# [EXERCISE PROMPT]
Count each line below that has "styles" anywhere in it. Answer with the total alone.

# [AVAILABLE DATA]
◇ ◇ ◇
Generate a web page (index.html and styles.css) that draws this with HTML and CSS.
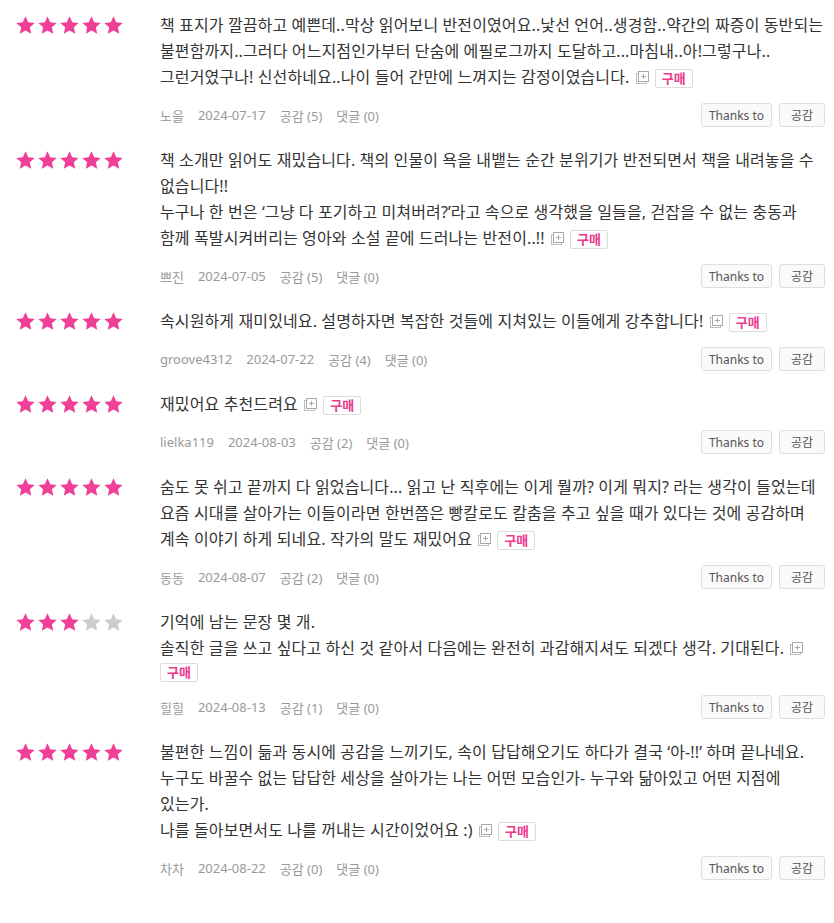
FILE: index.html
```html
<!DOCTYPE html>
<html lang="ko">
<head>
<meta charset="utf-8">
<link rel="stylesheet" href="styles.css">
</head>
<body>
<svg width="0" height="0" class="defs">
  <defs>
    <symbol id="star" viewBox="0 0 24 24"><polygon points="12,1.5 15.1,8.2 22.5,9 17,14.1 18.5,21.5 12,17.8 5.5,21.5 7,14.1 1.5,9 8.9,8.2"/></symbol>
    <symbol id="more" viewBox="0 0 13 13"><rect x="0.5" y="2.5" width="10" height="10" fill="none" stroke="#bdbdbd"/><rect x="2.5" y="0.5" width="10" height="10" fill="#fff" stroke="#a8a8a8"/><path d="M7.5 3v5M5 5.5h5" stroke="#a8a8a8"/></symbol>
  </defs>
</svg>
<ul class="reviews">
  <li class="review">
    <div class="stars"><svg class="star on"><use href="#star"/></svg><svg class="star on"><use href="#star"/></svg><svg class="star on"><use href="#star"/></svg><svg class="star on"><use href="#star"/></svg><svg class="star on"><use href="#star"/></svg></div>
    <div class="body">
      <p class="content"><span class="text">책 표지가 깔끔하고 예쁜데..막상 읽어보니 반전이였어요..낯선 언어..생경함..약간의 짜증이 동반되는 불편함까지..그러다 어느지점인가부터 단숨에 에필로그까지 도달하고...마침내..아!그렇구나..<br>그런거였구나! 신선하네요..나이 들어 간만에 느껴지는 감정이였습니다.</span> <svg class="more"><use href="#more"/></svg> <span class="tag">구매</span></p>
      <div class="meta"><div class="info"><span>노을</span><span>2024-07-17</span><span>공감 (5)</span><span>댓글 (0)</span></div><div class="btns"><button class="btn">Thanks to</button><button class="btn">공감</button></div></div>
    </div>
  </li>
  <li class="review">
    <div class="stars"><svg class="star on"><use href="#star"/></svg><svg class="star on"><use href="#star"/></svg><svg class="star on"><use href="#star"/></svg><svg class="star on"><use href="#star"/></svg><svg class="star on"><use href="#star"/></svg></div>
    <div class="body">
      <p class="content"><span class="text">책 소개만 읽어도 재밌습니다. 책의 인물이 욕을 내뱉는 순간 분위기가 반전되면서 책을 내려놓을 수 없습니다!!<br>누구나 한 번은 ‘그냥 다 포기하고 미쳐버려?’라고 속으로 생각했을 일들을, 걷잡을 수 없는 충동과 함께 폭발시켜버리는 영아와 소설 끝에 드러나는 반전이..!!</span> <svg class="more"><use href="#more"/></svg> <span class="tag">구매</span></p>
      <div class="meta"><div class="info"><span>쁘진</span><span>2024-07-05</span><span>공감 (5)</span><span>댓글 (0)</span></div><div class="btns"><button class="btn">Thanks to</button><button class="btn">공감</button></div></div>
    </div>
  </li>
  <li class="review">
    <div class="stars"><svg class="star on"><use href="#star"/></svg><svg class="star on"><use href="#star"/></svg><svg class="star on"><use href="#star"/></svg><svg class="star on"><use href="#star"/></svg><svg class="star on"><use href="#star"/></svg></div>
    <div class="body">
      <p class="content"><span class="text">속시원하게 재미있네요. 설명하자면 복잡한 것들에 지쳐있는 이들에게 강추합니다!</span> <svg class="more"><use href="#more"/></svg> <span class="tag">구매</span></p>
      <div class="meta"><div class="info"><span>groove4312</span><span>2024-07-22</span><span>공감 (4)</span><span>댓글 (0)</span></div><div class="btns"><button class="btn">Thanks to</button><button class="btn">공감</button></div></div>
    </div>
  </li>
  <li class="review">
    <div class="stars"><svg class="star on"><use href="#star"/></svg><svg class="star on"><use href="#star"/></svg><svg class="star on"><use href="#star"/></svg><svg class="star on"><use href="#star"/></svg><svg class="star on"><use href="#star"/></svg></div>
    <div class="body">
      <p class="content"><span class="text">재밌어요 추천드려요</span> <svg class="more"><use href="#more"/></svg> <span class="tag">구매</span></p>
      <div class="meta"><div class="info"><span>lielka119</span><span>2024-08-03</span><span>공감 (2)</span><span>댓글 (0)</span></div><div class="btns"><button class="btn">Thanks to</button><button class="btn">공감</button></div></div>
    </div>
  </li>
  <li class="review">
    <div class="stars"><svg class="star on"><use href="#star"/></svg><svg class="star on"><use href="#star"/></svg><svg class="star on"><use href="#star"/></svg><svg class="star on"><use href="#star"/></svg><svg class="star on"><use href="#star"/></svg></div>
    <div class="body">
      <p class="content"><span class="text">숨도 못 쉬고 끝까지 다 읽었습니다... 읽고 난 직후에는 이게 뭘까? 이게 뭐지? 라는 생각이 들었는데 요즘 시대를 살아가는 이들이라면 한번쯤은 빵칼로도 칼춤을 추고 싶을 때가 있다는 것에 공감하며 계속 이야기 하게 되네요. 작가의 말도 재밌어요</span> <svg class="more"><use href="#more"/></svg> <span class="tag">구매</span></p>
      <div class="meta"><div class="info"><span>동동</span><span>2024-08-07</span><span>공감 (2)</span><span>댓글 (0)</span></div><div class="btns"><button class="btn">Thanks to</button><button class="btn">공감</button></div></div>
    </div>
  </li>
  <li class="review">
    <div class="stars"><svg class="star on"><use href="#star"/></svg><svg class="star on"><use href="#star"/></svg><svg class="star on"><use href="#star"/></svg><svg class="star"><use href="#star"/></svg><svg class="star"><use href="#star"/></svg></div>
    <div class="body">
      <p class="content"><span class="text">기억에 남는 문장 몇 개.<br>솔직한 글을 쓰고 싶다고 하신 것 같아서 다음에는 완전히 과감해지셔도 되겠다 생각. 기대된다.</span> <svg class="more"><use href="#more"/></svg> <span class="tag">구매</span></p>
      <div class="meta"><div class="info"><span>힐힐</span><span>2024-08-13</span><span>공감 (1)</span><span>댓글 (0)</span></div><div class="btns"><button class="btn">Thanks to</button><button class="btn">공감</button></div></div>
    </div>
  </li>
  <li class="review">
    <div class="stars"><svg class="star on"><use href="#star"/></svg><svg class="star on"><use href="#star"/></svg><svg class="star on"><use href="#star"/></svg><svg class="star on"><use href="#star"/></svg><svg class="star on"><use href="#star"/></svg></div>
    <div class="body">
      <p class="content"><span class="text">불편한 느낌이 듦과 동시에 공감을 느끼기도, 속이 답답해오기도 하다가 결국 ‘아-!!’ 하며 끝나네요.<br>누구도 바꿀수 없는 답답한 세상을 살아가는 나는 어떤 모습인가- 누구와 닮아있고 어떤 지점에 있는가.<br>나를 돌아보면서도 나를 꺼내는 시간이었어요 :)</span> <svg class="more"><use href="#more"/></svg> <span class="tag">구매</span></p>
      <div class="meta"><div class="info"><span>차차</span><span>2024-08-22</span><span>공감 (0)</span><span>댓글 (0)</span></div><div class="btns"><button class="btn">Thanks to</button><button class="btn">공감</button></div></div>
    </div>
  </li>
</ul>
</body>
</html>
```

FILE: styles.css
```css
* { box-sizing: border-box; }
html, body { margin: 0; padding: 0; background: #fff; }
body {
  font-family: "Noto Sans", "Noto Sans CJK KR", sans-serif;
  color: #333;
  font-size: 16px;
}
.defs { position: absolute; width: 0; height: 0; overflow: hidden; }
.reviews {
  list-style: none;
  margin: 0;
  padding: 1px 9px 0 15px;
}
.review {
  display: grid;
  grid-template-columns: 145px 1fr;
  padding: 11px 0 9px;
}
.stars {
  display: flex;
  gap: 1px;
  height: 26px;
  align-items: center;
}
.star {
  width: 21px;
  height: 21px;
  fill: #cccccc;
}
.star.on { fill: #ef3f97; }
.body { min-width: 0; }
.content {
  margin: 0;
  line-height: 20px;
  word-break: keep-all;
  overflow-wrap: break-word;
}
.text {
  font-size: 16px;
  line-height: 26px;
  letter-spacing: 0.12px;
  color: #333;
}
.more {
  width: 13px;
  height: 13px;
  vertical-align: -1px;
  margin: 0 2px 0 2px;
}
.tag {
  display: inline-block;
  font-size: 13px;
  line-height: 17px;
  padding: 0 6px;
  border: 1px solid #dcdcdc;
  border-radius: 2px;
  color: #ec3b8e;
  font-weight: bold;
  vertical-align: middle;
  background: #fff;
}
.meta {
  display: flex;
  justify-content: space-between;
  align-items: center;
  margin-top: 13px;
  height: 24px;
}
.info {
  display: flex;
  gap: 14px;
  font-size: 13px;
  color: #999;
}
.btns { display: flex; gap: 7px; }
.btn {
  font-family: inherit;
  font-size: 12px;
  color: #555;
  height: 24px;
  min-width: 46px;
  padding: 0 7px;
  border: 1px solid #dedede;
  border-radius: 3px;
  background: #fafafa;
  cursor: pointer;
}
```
◇ ◇ ◇
# [SOLUTION TO THE PROBLEM]
3